Сегодня на работе у меня произошла неприятность, когда я чистила отсек для телят. Мне надо было перевести их из одного отсека в другой. Потом мне объяснили, что обычно это делают вдвоем, чтобы телята не разбегались. Но я, ничего не подозревая, открыла калитку и начала выгонять их. Не прошло и минуты, как пять моих телок разбежались в пять разных концов сарая и начали соревноваться в беге... Вместе с подружкой по комнате, которая тоже здесь работает, мы десять минут гнались за ними, пока нам, наконец, удалось собрать их вместе и привести в нужный отсек. Мы как следует попотели, но это хорошо. Не столь хорошо было, когда мы начали толкать вагонетки с навозом. Мы вывозили его из трех хлевов прямо в бетонное навозохранилище. Все делается автоматически - есть рельсы, поворотные круги, опрокидыватели вагонеток. Но, понятно, и для нас остается немало работы. Короче говоря, когда я ступила в навозную массу, мой сапог так глубоко в ней застрял, что я с трудом вытащила ногу.
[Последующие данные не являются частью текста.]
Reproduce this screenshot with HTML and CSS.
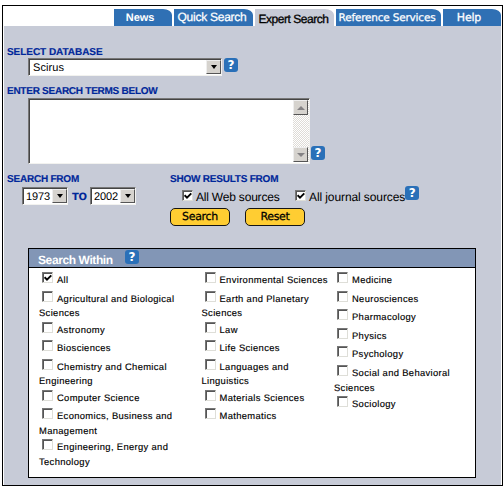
FILE: index.html
```html
<!DOCTYPE html>
<html lang="en">
<head>
<meta charset="utf-8">
<title>Expert Search</title>
<link rel="stylesheet" href="styles.css">
</head>
<body>
<main class="frame">
  <nav class="tabs">
    <a class="tab news">News</a>
    <a class="tab quick">Quick Search</a>
    <a class="tab expert">Expert Search</a>
    <a class="tab refs">Reference Services</a>
    <a class="tab help-tab">Help</a>
  </nav>
  <div class="panel">
    <h2 class="label db-label">SELECT DATABASE</h2>
    <div class="db-row">
      <div class="select db"><span>Scirus</span><i class="drop"></i></div>
      <b class="help">?</b>
    </div>
    <h2 class="label terms-label">ENTER SEARCH TERMS BELOW</h2>
    <div class="terms-row">
      <div class="textarea"><div class="scroll"><i class="arrow up"></i><i class="arrow down"></i></div></div>
      <b class="help">?</b>
    </div>
    <div class="options">
      <section class="from">
        <h2 class="label">SEARCH FROM</h2>
        <div class="years">
          <div class="select year"><span>1973</span><i class="drop"></i></div>
          <span class="to">TO</span>
          <div class="select year"><span>2002</span><i class="drop"></i></div>
        </div>
      </section>
      <section class="results">
        <h2 class="label">SHOW RESULTS FROM</h2>
        <div class="sources">
          <i class="check on"><svg viewBox="0 0 8 8"><path d="M.6 3.2 3 5.6 7.3 1.3"/></svg></i><span class="source web">All Web sources</span>
          <i class="check on"><svg viewBox="0 0 8 8"><path d="M.6 3.2 3 5.6 7.3 1.3"/></svg></i><span class="source">All journal sources</span>
          <b class="help">?</b>
        </div>
        <div class="buttons"><span class="button">Search</span><span class="button">Reset</span></div>
      </section>
    </div>
    <section class="within">
      <header><h3>Search Within</h3><b class="help">?</b></header>
      <div class="columns">
        <ul class="col1">
          <li><i class="check on"><svg viewBox="0 0 8 8"><path d="M.6 3.2 3 5.6 7.3 1.3"/></svg></i><span>All</span></li>
          <li><i class="check"></i><span>Agricultural and Biological</span><p>Sciences</p></li>
          <li><i class="check"></i><span>Astronomy</span></li>
          <li><i class="check"></i><span>Biosciences</span></li>
          <li><i class="check"></i><span>Chemistry and Chemical</span><p>Engineering</p></li>
          <li><i class="check"></i><span>Computer Science</span></li>
          <li><i class="check"></i><span>Economics, Business and</span><p>Management</p></li>
          <li><i class="check"></i><span>Engineering, Energy and</span><p>Technology</p></li>
        </ul>
        <ul class="col2">
          <li><i class="check"></i><span>Environmental Sciences</span></li>
          <li><i class="check"></i><span>Earth and Planetary</span><p>Sciences</p></li>
          <li><i class="check"></i><span>Law</span></li>
          <li><i class="check"></i><span>Life Sciences</span></li>
          <li><i class="check"></i><span>Languages and</span><p>Linguistics</p></li>
          <li><i class="check"></i><span>Materials Sciences</span></li>
          <li><i class="check"></i><span>Mathematics</span></li>
        </ul>
        <ul class="col3">
          <li><i class="check"></i><span>Medicine</span></li>
          <li><i class="check"></i><span>Neurosciences</span></li>
          <li><i class="check"></i><span>Pharmacology</span></li>
          <li><i class="check"></i><span>Physics</span></li>
          <li><i class="check"></i><span>Psychology</span></li>
          <li><i class="check"></i><span>Social and Behavioral</span><p>Sciences</p></li>
          <li><i class="check"></i><span>Sociology</span></li>
        </ul>
      </div>
    </section>
  </div>
</main>
</body>
</html>
```
FILE: styles.css
```css
* { box-sizing: border-box; }
body { margin: 0; background: #fff; color: #000; font-family: "Liberation Sans", Arial, sans-serif; text-rendering: geometricPrecision; overflow: hidden; }
h2, h3, p, ul { margin: 0; padding: 0; }
.frame { width: 501px; height: 481px; margin: 5px 0 0 2px; border: 1px solid #000; padding: 0 1px; display: flex; flex-direction: column; }
.tabs { height: 20px; display: flex; justify-content: flex-end; padding-top: 3px; flex: none; }
.tab { height: 17px; line-height: 17px; background: #2f70b4; color: #fff; font-size: 12px; text-align: center; white-space: nowrap; border-top-right-radius: 9px 6px; }
.news { width: 58px; margin-right: 2px; padding-right: 6px; font-weight: bold; font-size: 11px; line-height: 19px; letter-spacing: -.1px; }
.quick { width: 79px; margin-right: 2px; padding-right: 3px; font-size: 12px; letter-spacing: -.25px; -webkit-text-stroke: .25px #fff; line-height: 17px; }
.expert { width: 79px; margin-right: 2px; padding-right: 2px; background: #c7cbd7; color: #000; font-size: 12px; line-height: 20px; letter-spacing: -.45px; -webkit-text-stroke: .3px #000; }
.refs { width: 105px; margin-right: 2px; padding-right: 3px; font-family: "DejaVu Sans", sans-serif; font-size: 10.5px; line-height: 19px; letter-spacing: -.2px; -webkit-text-stroke: .25px #fff; }
.help-tab { width: 58px; padding-right: 6px; font-family: "DejaVu Sans", sans-serif; font-size: 11px; line-height: 18px; letter-spacing: -.2px; -webkit-text-stroke: .3px #fff; }
.panel { flex: 1; background: #c7cbd7; display: flex; flex-direction: column; padding-left: 3px; }
.label { color: #00279a; font-size: 10px; line-height: 14px; height: 12px; letter-spacing: -.22px; font-weight: bold; white-space: nowrap; -webkit-text-stroke: .15px #00279a; }
.db-label { margin-top: 20px; letter-spacing: -.05px; }
.terms-label { letter-spacing: -.26px; }
.db-row { display: flex; gap: 2px; padding-left: 21px; height: 18px; }
.select { border: 1px solid; border-color: #777 #f2f2ef #f2f2ef #777; box-shadow: inset 1px 1px #444; background: #fff; display: flex; justify-content: space-between; font-size: 11px; }
.select span { padding: 1px 0 0 4px; line-height: 16px; letter-spacing: .1px; }
.db { width: 194px; height: 18px; }
.drop { width: 15px; margin: 1px 0; border: 1px solid; border-color: #eee #555 #555 #eee; background: #d6d3ce; display: grid; place-items: center; }
.drop::before { content: ""; border: 3.5px solid transparent; border-top: 4px solid #000; border-bottom: 0; }
.help { width: 14px; height: 14px; flex: none; border-radius: 3px; background: #2a70b8; color: #fff; text-align: center; font: bold 12px/15px "DejaVu Sans", sans-serif; }
.terms-label { margin-top: 9px; }
.terms-row { display: flex; gap: 1px; align-items: flex-end; padding-left: 21px; margin-top: 1px; height: 66px; }
.textarea { width: 282px; height: 66px; background: #fff; border: 1px solid; border-color: #777 #f2f2ef #f2f2ef #777; box-shadow: inset 1px 1px #444; display: flex; justify-content: flex-end; padding: 1px 0; }
.terms-row .help { margin-bottom: 4px; }
.scroll { width: 16px; background: repeating-conic-gradient(#fff 0 25%, #dedbd6 0 50%) 0 0 / 2px 2px; display: flex; flex-direction: column; justify-content: space-between; }
.arrow { width: 15px; height: 15px; border: 1px solid; border-color: #eee #555 #555 #eee; background: #d6d3ce; display: grid; place-items: center; }
.arrow::before { content: ""; border: 4px solid transparent; }
.up::before { border-bottom-color: #848284; border-top: 0; }
.down::before { border-top-color: #848284; border-bottom: 0; }
.options { display: flex; height: 75px; padding-top: 9px; }
.from { width: 163px; }
.years { display: flex; padding: 2px 0 0 15px; }
.year { width: 46px; height: 18px; }
.year span { padding-left: 3px; letter-spacing: -.15px; }
.to { width: 22px; padding: 0 4px; text-align: center; color: #00279a; font: bold 10px/21px "DejaVu Sans", sans-serif; letter-spacing: -.4px; }
.sources { display: flex; padding-left: 12px; height: 23px; }
.check { width: 11px; height: 11px; flex: none; border: 1px solid; border-color: #777 #deded8 #deded8 #777; box-shadow: inset 1px 1px #555; background: #fff; display: block; }
.check svg { display: block; width: 8px; height: 8px; margin: 1px; }
.check path { fill: none; stroke: #000; stroke-width: 1.9; }
.sources .check { margin-top: 5px; }
.source { font-size: 12px; line-height: 14px; margin: 5px 0 0 3px; white-space: nowrap; letter-spacing: -.1px; }
.web { width: 99px; letter-spacing: -.2px; }
.sources .help { margin-top: 1px; }
.buttons { display: flex; gap: 15px; }
.button { width: 60px; height: 18px; border: 1px solid #151515; border-radius: 5px; background: #ffcd32; text-align: center; font: 11px/16px "DejaVu Sans", sans-serif; letter-spacing: -.3px; -webkit-text-stroke: .25px #000; }
.within { width: 448px; height: 230px; margin: 9px 0 0 21px; background: #fff; border: 1px solid #000; }
.within header { height: 19px; background: #8296b6; border-bottom: 1px solid #000; display: flex; gap: 11px; padding-left: 9px; }
.within header .help { margin-top: 1px; }
.within h3 { width: 76px; color: #fff; font-size: 12px; line-height: 22px; letter-spacing: -.4px; white-space: nowrap; }
.columns { display: flex; padding: 2px 0 0 10px; }
ul { list-style: none; }
.col1 { width: 162.5px; }
.col2 { width: 132.5px; }
li { display: grid; grid-template: 18.6px / 15px 1fr; padding-left: 3px; font-size: 9.4px; letter-spacing: .35px; white-space: nowrap; -webkit-text-stroke: .15px #000; }
li .check { margin-top: 2px; }
li span { line-height: 12px; padding-top: 4px; }
li p { grid-column: 1 / 3; margin-left: -3px; height: 12.4px; line-height: 11px; }
```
Тут есть три бетонных хлева, рассчитанных на 70 и более голов скота. Всюду водоводы и автоматические поилки, так что нетрудно соблюдать чистоту. По-видимому, чистота, царящая здесь, не уступает чистоте в столовой. Коров мы моем ежедневно. Место, где они стоят, мы чистим, когда меняем подстилку, так что не {238} увидишь здесь и соломинки. Каждые два дня мы моем корыта щеткой, а стены и пол - ежедневно. В каждом углу есть, разумеется, краны, резиновые шланги - очень хорошая и гигиеничная оснастка. Понятно, что такую чистоту можно соблюдать лишь в учебном заведении, а в реальной жизни многим приходится жертвовать. Но тот, кто приучится к чистоте в школе, будет стараться и потом всегда соблюдать ее.